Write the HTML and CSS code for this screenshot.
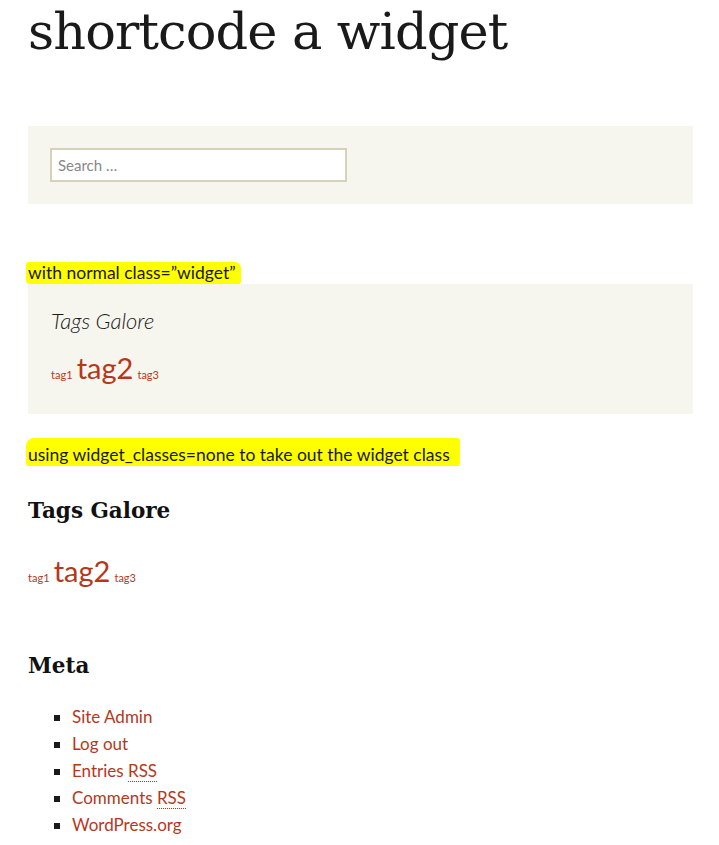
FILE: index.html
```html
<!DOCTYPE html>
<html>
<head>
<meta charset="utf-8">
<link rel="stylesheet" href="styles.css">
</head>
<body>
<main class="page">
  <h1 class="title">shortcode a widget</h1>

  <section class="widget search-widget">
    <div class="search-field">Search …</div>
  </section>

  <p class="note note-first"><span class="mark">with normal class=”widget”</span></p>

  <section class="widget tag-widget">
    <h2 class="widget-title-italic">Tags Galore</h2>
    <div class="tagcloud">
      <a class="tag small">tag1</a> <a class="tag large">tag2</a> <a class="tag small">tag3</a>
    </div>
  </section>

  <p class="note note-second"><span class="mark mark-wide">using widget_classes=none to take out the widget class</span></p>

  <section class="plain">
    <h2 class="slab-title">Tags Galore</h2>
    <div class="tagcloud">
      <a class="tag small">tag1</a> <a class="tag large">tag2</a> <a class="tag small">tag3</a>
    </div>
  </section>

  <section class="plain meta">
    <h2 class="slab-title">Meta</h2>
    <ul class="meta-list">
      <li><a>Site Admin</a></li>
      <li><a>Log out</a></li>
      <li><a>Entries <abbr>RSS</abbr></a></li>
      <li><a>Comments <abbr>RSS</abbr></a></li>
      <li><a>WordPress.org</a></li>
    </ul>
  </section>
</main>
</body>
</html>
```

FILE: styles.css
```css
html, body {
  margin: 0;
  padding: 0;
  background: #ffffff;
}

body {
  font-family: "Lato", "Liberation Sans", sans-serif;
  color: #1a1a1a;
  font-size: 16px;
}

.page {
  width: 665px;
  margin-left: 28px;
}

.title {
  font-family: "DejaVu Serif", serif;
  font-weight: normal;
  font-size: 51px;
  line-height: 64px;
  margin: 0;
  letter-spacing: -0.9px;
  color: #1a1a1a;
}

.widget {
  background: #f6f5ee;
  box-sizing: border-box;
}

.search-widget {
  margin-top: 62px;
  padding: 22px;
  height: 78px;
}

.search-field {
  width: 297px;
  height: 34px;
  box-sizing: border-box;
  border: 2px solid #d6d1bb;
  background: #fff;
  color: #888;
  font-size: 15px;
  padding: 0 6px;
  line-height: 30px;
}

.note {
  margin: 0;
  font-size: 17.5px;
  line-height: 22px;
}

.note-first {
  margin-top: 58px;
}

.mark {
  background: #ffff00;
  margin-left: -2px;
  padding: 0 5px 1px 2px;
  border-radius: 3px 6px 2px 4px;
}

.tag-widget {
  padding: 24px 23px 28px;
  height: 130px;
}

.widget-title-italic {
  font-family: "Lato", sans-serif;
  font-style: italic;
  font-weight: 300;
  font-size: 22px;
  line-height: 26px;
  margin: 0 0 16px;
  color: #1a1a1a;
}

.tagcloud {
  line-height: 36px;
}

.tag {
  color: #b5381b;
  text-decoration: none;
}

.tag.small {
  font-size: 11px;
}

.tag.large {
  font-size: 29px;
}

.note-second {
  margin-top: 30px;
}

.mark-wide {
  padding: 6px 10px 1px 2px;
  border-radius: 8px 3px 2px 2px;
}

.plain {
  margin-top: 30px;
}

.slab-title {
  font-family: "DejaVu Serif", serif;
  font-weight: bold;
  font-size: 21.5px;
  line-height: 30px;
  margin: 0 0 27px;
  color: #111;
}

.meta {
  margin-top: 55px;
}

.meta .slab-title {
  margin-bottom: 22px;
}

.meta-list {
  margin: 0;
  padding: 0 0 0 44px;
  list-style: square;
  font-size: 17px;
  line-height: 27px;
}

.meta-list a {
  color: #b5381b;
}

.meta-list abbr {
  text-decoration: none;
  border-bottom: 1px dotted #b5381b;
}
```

**Problem to work on**:
Give back every line exactly as it stands, pictures excluded.

**Result**:
Write the HTML and CSS code for this screenshot.
FILE: index.html
```html
<!DOCTYPE html>
<html>
<head>
<meta charset="utf-8">
<link rel="stylesheet" href="styles.css">
</head>
<body>
<main class="page">
  <h1 class="title">shortcode a widget</h1>

  <section class="widget search-widget">
    <div class="search-field">Search …</div>
  </section>

  <p class="note note-first"><span class="mark">with normal class=”widget”</span></p>

  <section class="widget tag-widget">
    <h2 class="widget-title-italic">Tags Galore</h2>
    <div class="tagcloud">
      <a class="tag small">tag1</a> <a class="tag large">tag2</a> <a class="tag small">tag3</a>
    </div>
  </section>

  <p class="note note-second"><span class="mark mark-wide">using widget_classes=none to take out the widget class</span></p>

  <section class="plain">
    <h2 class="slab-title">Tags Galore</h2>
    <div class="tagcloud">
      <a class="tag small">tag1</a> <a class="tag large">tag2</a> <a class="tag small">tag3</a>
    </div>
  </section>

  <section class="plain meta">
    <h2 class="slab-title">Meta</h2>
    <ul class="meta-list">
      <li><a>Site Admin</a></li>
      <li><a>Log out</a></li>
      <li><a>Entries <abbr>RSS</abbr></a></li>
      <li><a>Comments <abbr>RSS</abbr></a></li>
      <li><a>WordPress.org</a></li>
    </ul>
  </section>
</main>
</body>
</html>
```

FILE: styles.css
```css
html, body {
  margin: 0;
  padding: 0;
  background: #ffffff;
}

body {
  font-family: "Lato", "Liberation Sans", sans-serif;
  color: #1a1a1a;
  font-size: 16px;
}

.page {
  width: 665px;
  margin-left: 28px;
}

.title {
  font-family: "DejaVu Serif", serif;
  font-weight: normal;
  font-size: 51px;
  line-height: 64px;
  margin: 0;
  letter-spacing: -0.9px;
  color: #1a1a1a;
}

.widget {
  background: #f6f5ee;
  box-sizing: border-box;
}

.search-widget {
  margin-top: 62px;
  padding: 22px;
  height: 78px;
}

.search-field {
  width: 297px;
  height: 34px;
  box-sizing: border-box;
  border: 2px solid #d6d1bb;
  background: #fff;
  color: #888;
  font-size: 15px;
  padding: 0 6px;
  line-height: 30px;
}

.note {
  margin: 0;
  font-size: 17.5px;
  line-height: 22px;
}

.note-first {
  margin-top: 58px;
}

.mark {
  background: #ffff00;
  margin-left: -2px;
  padding: 0 5px 1px 2px;
  border-radius: 3px 6px 2px 4px;
}

.tag-widget {
  padding: 24px 23px 28px;
  height: 130px;
}

.widget-title-italic {
  font-family: "Lato", sans-serif;
  font-style: italic;
  font-weight: 300;
  font-size: 22px;
  line-height: 26px;
  margin: 0 0 16px;
  color: #1a1a1a;
}

.tagcloud {
  line-height: 36px;
}

.tag {
  color: #b5381b;
  text-decoration: none;
}

.tag.small {
  font-size: 11px;
}

.tag.large {
  font-size: 29px;
}

.note-second {
  margin-top: 30px;
}

.mark-wide {
  padding: 6px 10px 1px 2px;
  border-radius: 8px 3px 2px 2px;
}

.plain {
  margin-top: 30px;
}

.slab-title {
  font-family: "DejaVu Serif", serif;
  font-weight: bold;
  font-size: 21.5px;
  line-height: 30px;
  margin: 0 0 27px;
  color: #111;
}

.meta {
  margin-top: 55px;
}

.meta .slab-title {
  margin-bottom: 22px;
}

.meta-list {
  margin: 0;
  padding: 0 0 0 44px;
  list-style: square;
  font-size: 17px;
  line-height: 27px;
}

.meta-list a {
  color: #b5381b;
}

.meta-list abbr {
  text-decoration: none;
  border-bottom: 1px dotted #b5381b;
}
```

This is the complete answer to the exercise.